I have this general equation but I really can't understand.

 

[albbg]

You can start from the classical feedback from the system control theory:



α is the input divider coefficient, that is α=Z2/(Rin+Z1+Z2)
β is the feedback coefficient, that is β=(Rin+Z1)/(Rin+Z1+Z2)

if "x" is the input node of the amplifier, then:

x=α•Vin-β•Vout
Vout=-F(s)•x

from which:

Vout/Vin=-α•F(s)/[1+β•F(s)]

Using now the expressions for α and β:

Vout/Vin=-Z2•F(s)/[Rin+Z1+Z2+(Rin+Z1)•F(s)]

Now if you model the op amp as a first order system, having DC gain Ao and pole ωp, then:

F(s)=Ao/(1+s/ωp), then:

Vout/Vin=[-Z2*Ao/(1+s/ωp)]/[Rin+Z1+Z2+Z1•Ao/(1+s/ωp)]

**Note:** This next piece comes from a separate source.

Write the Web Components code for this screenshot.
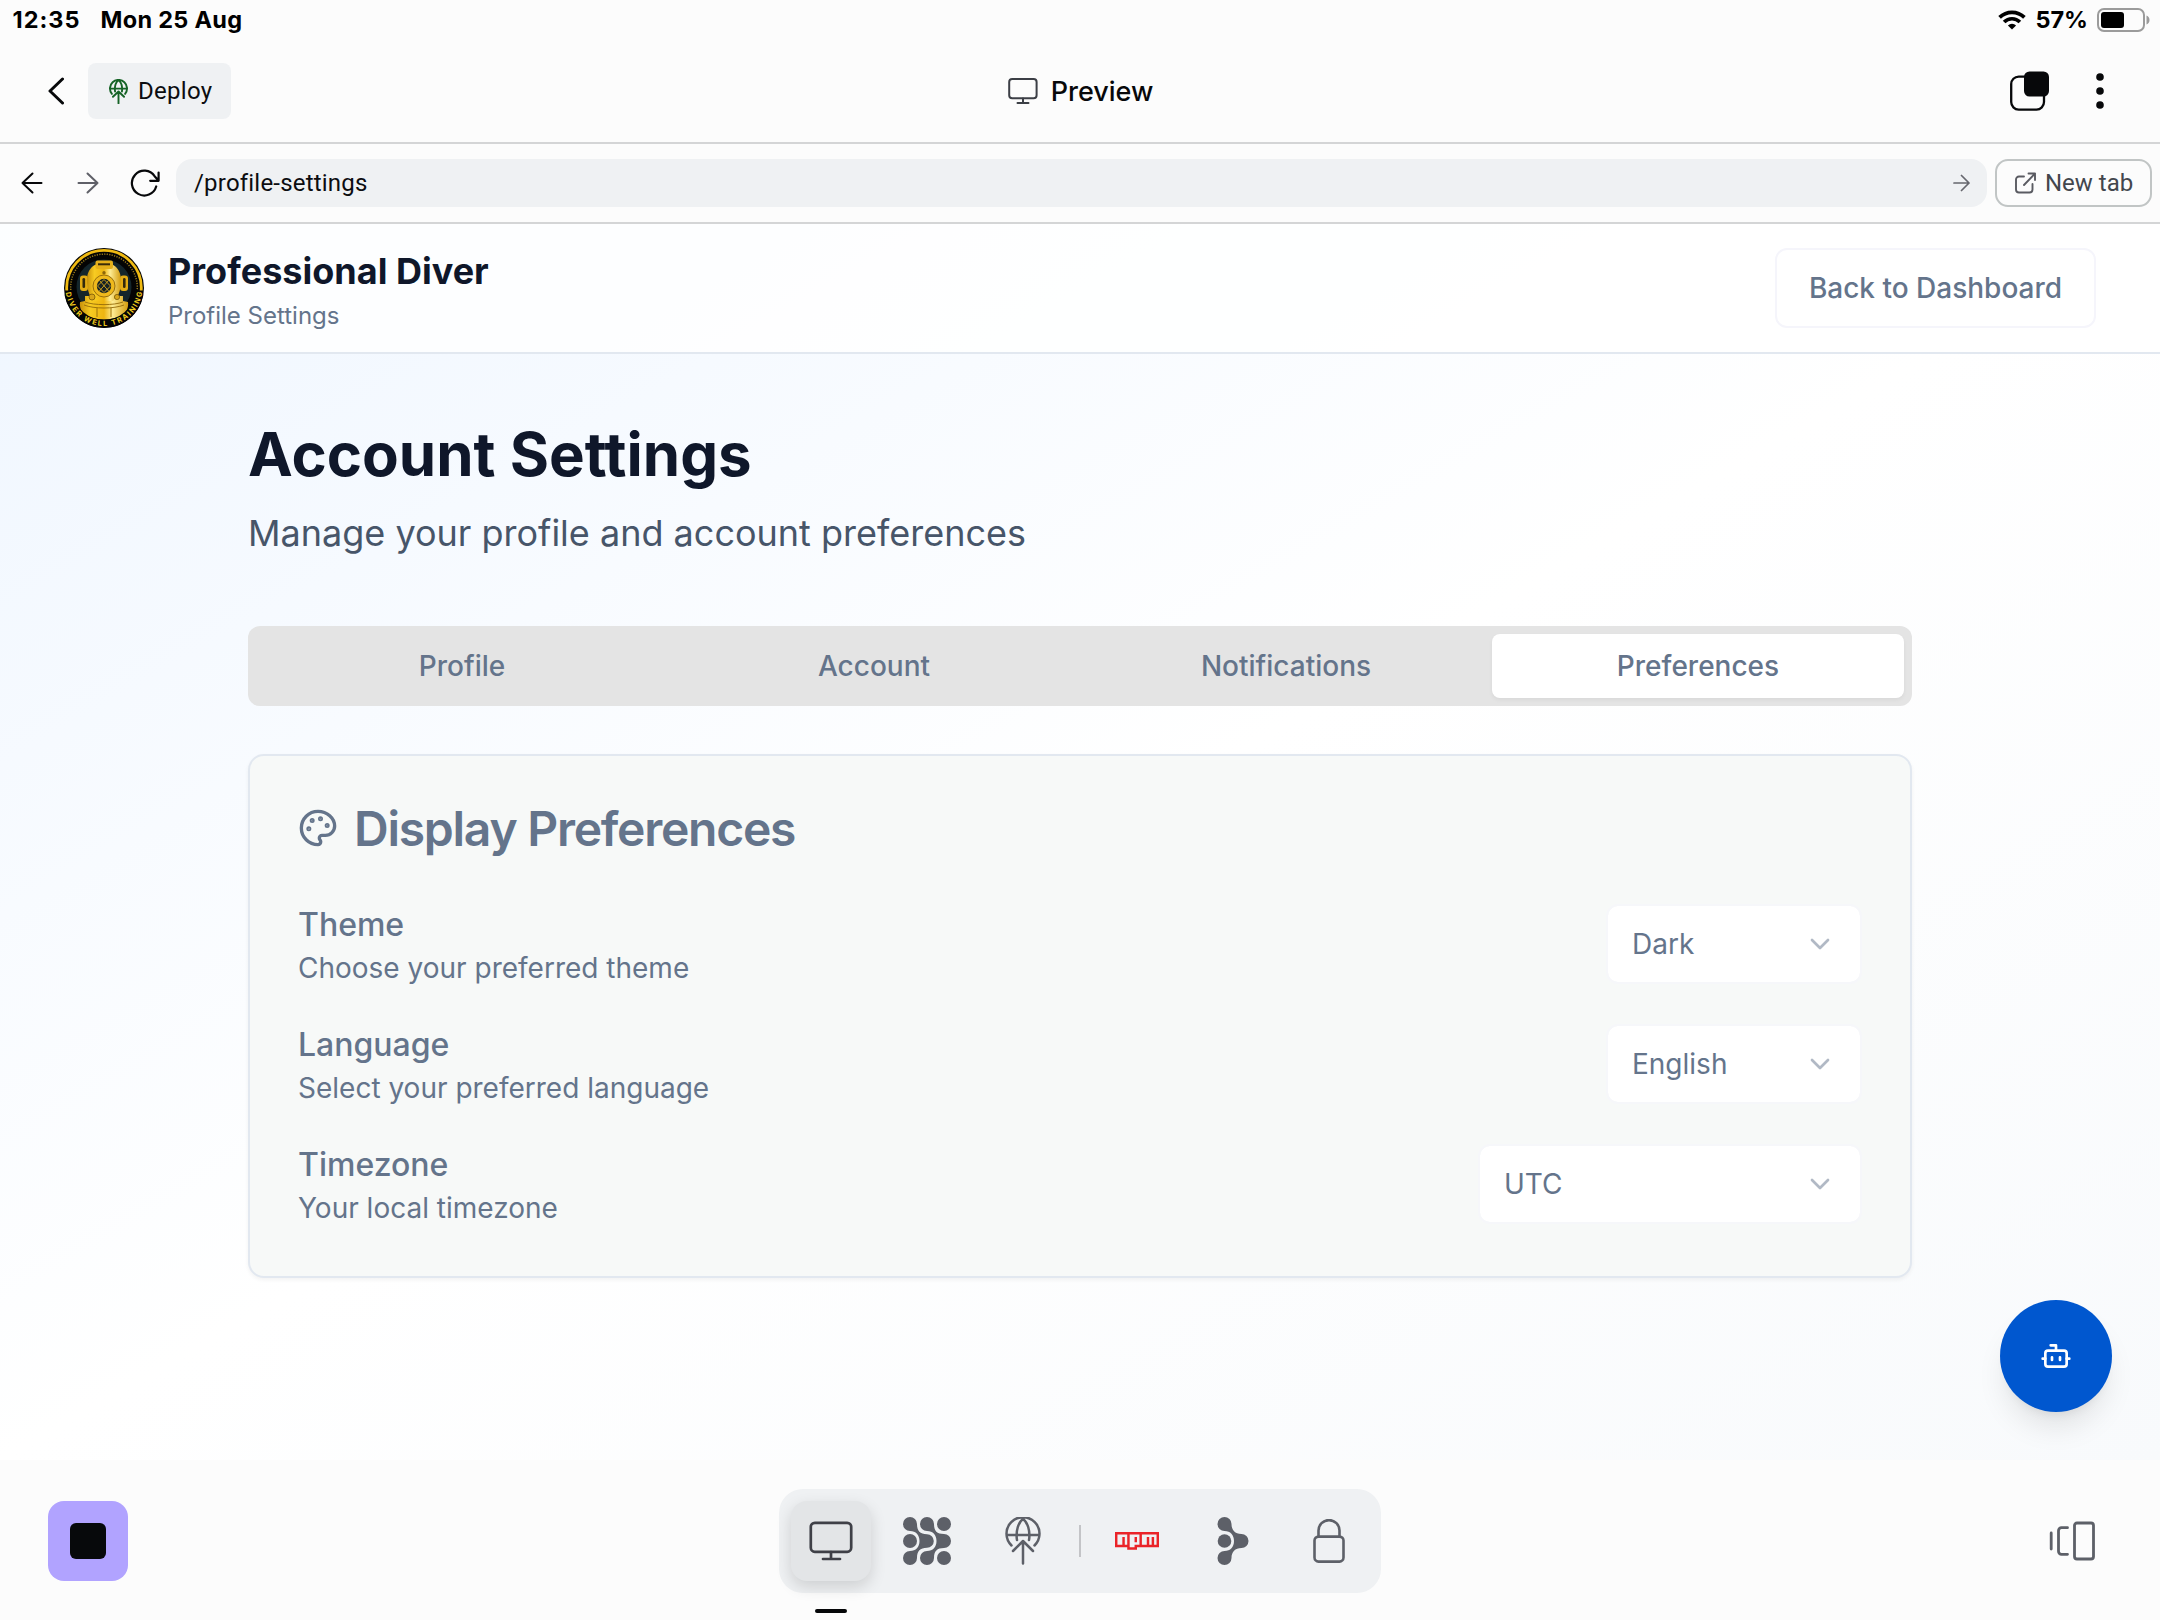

Dividing now, both numerator and denominator, by Z1•Ao/(1+s/ωp) and rearranging you will obtain the equation you post.

 

[Zohra_malik]

You can start from the classical feedback from the system control theory:



α is the input divider coefficient, that is α=Z2/(Rin+Z1+Z2)
β is the feedback coefficient, that is β=(Rin+Z1)/(Rin+Z1+Z2)

if "x" is the input node of the amplifier, then:

x=α•Vin-β•Vout
Vout=-F(s)•x

from which:

Vout/Vin=-α•F(s)/[1+β•F(s)]

Using now the expressions for α and β:

Vout/Vin=-Z2•F(s)/[Rin+Z1+Z2+(Rin+Z1)•F(s)]

Now if you model the op amp as a first order system, having DC gain Ao and pole ωp, then:

F(s)=Ao/(1+s/ωp), then:

Vout/Vin=[-Z2*Ao/(1+s/ωp)]/[Rin+Z1+Z2+Z1•Ao/(1+s/ωp)]

Dividing now, both numerator and denominator, by Z1•Ao/(1+s/ωp) and rearranging you will obtain the equation you post.

Hi albbg,

Thanks very much for explaining me the equation. I was really struggling with this equation. Now would you please tell me how to calculate the open loop gain of the op amp. Also I have installed a first order high pass filter at the end of Vout to stop low frequency drift in the range of 0.3Hz. I want to analyze the circuit in term of frequency response. I want to plot Bode plot for this circuit.

Kind Regards,
Zohra

 

[LvW]

Zohra, just for your information:
At the begining of albbg`s excellent answer you see a feedback model using "alpha" and "beta". This model is called "classical feedback model".